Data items
########################################

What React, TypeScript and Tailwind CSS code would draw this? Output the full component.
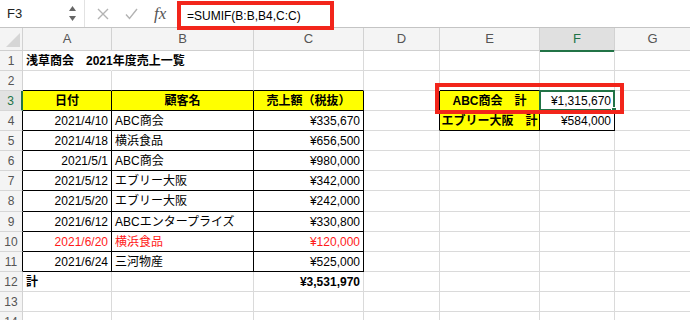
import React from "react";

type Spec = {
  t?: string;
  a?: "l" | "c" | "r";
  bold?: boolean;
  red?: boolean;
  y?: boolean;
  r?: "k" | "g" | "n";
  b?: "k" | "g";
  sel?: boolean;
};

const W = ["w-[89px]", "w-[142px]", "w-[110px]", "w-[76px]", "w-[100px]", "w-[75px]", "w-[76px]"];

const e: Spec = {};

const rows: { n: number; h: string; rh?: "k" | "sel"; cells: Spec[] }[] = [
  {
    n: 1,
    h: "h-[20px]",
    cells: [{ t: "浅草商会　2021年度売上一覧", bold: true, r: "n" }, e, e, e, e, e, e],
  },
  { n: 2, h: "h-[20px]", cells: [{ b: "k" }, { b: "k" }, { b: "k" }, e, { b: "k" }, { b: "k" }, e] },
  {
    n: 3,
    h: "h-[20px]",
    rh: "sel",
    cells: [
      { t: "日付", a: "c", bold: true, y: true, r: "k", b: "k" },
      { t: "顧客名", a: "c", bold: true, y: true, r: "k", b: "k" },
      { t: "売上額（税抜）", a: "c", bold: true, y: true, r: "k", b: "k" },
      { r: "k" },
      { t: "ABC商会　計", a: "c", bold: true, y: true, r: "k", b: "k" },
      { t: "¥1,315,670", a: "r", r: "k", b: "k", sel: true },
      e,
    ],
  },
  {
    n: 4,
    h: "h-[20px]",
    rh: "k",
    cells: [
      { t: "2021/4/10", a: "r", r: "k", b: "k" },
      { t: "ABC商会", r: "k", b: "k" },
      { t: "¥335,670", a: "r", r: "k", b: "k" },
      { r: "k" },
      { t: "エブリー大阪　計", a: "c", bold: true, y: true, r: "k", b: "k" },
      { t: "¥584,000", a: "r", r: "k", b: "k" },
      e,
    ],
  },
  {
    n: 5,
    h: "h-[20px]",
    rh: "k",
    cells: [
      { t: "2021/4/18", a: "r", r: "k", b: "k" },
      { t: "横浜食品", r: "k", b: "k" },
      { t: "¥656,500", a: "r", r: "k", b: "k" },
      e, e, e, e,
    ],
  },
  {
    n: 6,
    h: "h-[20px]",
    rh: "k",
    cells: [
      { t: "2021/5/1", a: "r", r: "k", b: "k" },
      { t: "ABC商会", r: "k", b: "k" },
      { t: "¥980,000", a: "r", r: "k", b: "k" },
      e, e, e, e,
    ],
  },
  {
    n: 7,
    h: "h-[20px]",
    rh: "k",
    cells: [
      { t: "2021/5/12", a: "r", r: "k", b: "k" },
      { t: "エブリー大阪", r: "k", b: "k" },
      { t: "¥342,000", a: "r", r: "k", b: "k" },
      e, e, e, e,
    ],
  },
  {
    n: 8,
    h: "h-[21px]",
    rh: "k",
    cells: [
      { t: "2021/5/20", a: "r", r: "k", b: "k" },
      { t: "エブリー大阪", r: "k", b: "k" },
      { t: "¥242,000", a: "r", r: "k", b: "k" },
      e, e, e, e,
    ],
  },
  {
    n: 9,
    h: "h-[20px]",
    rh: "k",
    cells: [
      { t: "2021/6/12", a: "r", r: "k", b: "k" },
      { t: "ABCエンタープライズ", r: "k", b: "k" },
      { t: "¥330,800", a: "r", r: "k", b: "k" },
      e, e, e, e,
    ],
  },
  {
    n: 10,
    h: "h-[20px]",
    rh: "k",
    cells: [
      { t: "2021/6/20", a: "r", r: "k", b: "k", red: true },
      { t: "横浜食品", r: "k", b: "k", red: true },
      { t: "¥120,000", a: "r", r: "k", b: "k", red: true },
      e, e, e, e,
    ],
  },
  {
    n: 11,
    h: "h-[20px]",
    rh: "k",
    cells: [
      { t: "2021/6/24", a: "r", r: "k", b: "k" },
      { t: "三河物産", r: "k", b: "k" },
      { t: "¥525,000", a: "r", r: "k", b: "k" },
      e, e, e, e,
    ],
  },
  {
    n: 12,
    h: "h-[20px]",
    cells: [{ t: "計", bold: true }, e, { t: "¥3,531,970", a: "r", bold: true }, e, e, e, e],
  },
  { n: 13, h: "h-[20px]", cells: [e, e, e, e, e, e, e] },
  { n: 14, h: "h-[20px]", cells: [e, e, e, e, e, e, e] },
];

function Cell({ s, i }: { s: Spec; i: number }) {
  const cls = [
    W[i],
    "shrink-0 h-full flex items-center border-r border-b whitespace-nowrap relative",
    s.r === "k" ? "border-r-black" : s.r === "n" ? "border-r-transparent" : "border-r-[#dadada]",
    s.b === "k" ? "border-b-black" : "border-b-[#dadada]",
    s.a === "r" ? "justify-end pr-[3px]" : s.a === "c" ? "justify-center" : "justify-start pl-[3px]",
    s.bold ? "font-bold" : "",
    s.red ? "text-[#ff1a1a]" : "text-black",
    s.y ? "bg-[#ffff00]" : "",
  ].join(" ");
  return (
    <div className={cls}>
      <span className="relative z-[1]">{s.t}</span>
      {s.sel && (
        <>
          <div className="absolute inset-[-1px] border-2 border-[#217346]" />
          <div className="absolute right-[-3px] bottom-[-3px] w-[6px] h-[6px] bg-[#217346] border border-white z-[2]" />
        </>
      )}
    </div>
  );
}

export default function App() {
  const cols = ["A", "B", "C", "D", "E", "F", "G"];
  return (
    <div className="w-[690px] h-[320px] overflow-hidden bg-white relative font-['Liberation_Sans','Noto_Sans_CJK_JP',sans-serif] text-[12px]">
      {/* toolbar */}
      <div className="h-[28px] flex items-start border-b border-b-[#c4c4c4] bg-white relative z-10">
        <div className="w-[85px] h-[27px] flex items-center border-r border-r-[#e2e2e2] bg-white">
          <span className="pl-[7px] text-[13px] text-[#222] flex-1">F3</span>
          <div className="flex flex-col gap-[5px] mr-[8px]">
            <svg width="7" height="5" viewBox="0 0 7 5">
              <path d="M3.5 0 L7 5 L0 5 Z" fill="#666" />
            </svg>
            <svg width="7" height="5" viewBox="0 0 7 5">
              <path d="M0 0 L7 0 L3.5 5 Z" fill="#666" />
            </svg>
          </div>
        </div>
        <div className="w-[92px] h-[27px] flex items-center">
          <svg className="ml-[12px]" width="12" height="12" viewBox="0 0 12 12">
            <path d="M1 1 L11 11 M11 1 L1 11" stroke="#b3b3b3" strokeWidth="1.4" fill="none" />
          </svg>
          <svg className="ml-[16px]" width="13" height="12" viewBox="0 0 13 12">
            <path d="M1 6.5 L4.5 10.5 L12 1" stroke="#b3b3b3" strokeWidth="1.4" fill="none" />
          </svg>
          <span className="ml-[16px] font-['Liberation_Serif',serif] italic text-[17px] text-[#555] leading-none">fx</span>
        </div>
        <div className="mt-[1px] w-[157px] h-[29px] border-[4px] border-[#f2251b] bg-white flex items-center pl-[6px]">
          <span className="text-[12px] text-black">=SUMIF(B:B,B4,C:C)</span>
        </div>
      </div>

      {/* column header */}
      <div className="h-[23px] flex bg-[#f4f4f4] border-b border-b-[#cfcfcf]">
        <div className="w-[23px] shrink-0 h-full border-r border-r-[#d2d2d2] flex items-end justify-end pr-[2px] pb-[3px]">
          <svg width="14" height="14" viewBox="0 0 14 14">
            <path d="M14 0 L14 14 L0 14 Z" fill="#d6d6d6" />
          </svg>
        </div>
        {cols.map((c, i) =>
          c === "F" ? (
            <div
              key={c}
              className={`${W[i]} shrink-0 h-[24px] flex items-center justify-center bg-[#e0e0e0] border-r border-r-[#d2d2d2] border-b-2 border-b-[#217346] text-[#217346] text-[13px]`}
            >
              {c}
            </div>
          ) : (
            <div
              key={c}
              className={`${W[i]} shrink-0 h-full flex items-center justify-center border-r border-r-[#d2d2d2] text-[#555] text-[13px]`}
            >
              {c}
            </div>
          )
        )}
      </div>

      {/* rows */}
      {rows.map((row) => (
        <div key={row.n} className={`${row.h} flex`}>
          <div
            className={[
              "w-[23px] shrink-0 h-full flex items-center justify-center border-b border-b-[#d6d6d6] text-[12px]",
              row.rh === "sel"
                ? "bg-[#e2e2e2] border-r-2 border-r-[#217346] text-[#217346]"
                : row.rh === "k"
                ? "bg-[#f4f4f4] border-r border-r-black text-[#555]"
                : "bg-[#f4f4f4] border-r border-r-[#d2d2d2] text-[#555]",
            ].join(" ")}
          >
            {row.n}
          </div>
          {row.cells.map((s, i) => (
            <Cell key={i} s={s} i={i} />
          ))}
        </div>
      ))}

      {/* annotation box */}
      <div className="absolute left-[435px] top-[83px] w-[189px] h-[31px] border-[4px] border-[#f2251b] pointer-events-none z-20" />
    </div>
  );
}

########################################

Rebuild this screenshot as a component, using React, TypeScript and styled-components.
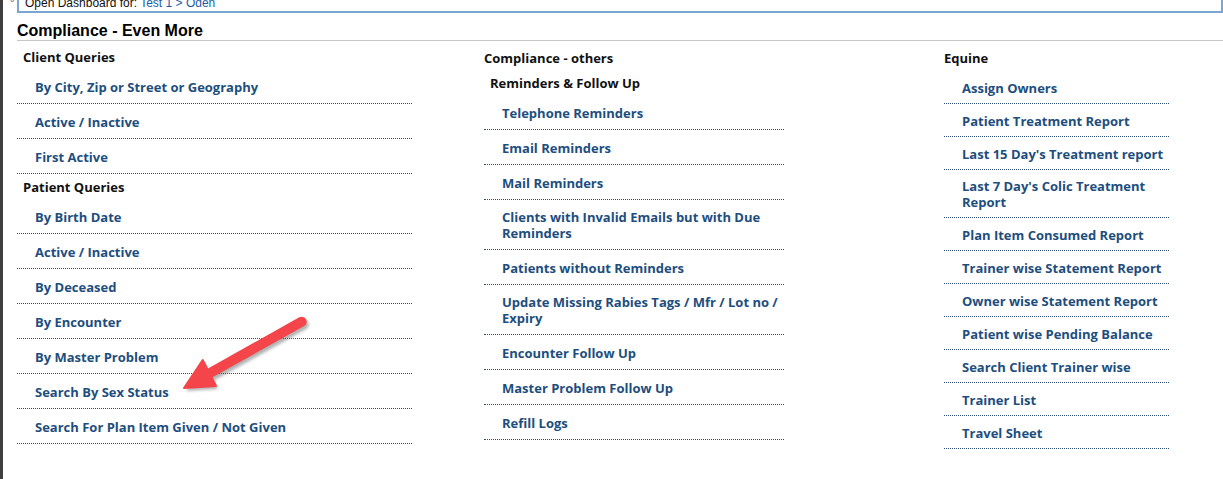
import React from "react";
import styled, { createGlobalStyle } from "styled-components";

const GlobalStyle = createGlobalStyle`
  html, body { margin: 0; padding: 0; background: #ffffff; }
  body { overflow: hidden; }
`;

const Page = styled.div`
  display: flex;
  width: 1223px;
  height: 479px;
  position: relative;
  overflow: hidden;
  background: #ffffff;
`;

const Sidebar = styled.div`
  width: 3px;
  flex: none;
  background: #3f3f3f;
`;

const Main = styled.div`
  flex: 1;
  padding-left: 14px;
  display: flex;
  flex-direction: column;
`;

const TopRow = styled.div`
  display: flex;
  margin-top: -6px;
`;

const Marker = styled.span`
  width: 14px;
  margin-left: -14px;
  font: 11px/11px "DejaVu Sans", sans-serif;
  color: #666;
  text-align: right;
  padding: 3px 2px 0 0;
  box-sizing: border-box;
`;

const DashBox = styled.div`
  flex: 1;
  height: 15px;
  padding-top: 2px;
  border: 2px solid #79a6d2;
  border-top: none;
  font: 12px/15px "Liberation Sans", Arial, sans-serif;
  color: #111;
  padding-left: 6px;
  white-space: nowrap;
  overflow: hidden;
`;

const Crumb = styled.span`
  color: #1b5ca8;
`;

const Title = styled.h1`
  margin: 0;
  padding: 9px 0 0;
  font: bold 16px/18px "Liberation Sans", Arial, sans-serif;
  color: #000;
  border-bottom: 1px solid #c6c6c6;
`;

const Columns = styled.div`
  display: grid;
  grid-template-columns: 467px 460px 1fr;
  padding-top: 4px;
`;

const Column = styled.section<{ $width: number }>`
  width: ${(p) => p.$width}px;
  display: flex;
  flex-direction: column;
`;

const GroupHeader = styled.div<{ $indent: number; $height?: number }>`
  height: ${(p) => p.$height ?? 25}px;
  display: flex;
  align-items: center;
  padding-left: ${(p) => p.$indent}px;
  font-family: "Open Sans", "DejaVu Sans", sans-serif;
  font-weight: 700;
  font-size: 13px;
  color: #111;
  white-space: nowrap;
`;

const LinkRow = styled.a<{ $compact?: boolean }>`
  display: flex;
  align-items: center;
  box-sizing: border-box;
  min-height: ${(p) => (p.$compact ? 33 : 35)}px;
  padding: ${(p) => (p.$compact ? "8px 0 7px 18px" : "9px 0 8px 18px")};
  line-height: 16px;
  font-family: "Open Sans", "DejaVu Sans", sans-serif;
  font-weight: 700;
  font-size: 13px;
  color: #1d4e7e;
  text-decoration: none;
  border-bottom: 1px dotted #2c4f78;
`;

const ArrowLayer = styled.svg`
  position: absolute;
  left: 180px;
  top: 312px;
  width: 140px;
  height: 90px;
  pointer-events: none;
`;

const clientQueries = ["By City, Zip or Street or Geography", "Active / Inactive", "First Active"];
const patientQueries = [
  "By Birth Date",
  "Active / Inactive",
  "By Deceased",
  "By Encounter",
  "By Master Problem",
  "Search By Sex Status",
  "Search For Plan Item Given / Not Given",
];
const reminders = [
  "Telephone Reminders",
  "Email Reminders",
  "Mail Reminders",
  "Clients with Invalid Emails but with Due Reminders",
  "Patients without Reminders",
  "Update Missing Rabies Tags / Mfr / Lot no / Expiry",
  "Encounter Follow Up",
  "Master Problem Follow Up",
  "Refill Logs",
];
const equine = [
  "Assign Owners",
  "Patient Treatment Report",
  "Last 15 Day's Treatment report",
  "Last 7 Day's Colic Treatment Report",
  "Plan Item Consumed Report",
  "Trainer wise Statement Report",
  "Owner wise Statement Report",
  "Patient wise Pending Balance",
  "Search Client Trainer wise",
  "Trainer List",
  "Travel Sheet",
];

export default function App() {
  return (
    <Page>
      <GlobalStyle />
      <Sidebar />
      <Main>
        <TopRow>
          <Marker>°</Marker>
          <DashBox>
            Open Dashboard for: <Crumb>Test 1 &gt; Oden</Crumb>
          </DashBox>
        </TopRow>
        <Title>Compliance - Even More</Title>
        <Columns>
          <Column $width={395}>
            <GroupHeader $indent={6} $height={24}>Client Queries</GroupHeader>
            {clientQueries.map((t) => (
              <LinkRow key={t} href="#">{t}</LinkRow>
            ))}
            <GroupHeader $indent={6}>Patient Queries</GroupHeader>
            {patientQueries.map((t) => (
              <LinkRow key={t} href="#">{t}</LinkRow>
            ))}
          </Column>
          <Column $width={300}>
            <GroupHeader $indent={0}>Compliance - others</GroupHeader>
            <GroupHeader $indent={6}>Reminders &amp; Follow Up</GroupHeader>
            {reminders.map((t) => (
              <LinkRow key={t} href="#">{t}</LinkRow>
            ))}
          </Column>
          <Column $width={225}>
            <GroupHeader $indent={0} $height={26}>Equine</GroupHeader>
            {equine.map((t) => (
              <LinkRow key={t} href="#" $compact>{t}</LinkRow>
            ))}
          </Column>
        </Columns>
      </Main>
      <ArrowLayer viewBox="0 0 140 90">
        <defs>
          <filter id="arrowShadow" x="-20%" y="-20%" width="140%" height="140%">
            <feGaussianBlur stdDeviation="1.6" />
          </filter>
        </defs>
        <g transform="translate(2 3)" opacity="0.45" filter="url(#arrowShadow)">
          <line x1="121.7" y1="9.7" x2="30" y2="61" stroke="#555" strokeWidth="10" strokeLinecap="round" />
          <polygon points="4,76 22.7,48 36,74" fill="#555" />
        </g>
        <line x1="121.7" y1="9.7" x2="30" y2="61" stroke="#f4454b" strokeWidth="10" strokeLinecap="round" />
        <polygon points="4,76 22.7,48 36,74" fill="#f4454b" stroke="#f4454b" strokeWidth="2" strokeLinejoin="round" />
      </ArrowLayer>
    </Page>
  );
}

########################################

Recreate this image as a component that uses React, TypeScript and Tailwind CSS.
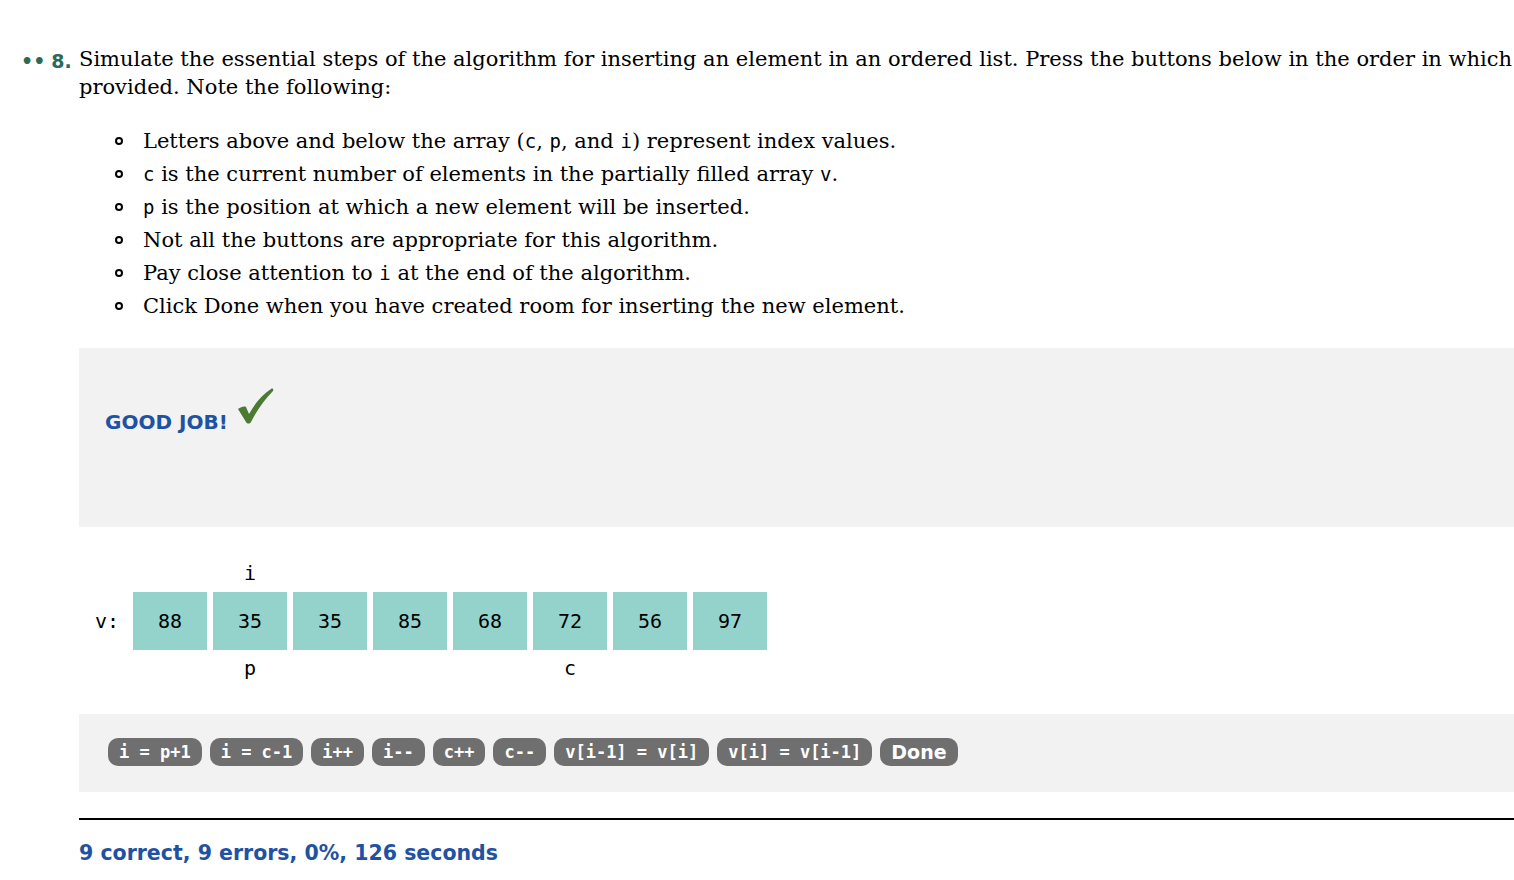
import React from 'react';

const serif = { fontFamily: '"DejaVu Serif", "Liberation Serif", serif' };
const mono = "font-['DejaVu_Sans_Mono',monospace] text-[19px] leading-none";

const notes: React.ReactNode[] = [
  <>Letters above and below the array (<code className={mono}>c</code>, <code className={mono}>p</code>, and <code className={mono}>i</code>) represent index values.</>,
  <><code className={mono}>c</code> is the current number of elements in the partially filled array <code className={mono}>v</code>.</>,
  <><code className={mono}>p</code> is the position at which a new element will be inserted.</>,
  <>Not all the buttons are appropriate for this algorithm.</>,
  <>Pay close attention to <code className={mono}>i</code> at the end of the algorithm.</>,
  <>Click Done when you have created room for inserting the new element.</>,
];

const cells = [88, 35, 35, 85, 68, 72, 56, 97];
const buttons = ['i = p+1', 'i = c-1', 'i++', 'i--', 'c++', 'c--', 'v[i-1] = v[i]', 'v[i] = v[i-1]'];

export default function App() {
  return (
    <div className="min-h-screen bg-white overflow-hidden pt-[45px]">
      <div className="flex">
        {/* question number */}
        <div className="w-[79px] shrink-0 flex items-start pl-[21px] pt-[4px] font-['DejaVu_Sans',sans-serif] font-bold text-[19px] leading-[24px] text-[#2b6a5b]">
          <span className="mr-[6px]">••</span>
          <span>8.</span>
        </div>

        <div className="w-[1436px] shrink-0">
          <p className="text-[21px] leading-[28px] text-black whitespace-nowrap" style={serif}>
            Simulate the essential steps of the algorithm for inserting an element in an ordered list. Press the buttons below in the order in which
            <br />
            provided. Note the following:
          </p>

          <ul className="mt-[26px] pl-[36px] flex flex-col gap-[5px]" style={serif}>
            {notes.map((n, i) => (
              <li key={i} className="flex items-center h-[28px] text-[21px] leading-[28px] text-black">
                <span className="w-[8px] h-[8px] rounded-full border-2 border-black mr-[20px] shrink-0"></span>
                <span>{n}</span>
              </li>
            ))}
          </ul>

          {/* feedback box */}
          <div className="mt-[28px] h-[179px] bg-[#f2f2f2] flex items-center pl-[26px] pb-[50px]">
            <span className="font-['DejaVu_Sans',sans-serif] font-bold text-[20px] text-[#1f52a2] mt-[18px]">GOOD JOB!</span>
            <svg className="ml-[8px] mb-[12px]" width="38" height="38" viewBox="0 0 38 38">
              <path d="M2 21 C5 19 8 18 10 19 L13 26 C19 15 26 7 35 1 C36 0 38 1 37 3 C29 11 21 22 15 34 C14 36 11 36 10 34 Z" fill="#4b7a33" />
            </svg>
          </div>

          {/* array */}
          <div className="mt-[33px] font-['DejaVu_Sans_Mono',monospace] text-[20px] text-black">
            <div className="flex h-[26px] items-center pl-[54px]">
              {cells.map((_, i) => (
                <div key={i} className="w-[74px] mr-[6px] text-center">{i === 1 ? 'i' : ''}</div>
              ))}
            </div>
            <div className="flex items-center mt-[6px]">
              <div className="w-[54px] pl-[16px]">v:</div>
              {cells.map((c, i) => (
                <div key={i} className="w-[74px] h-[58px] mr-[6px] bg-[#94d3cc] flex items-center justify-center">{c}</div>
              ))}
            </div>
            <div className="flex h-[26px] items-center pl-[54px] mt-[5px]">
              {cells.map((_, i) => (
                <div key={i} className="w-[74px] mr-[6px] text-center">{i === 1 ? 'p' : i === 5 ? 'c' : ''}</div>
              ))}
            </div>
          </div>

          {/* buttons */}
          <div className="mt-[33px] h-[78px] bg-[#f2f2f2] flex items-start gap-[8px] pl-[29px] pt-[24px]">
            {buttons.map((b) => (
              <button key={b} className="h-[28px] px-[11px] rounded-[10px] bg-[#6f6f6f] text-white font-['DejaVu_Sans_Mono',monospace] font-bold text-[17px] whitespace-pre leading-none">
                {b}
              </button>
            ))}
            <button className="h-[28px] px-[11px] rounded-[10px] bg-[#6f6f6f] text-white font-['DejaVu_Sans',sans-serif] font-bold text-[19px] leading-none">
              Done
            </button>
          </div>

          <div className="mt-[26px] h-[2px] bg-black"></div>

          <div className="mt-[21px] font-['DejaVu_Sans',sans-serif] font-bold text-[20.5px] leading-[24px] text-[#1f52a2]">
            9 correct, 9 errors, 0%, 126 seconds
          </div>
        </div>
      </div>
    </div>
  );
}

########################################

• [DIRECTION]: Using the entries above, extract exactly the lines from the one that contains "What React, TypeScript" through the one that contains "const e: Spec". Do not carry over any pictures.

• [THE SOLUTION]:
What React, TypeScript and Tailwind CSS code would draw this? Output the full component.
import React from "react";

type Spec = {
  t?: string;
  a?: "l" | "c" | "r";
  bold?: boolean;
  red?: boolean;
  y?: boolean;
  r?: "k" | "g" | "n";
  b?: "k" | "g";
  sel?: boolean;
};

const W = ["w-[89px]", "w-[142px]", "w-[110px]", "w-[76px]", "w-[100px]", "w-[75px]", "w-[76px]"];

const e: Spec = {};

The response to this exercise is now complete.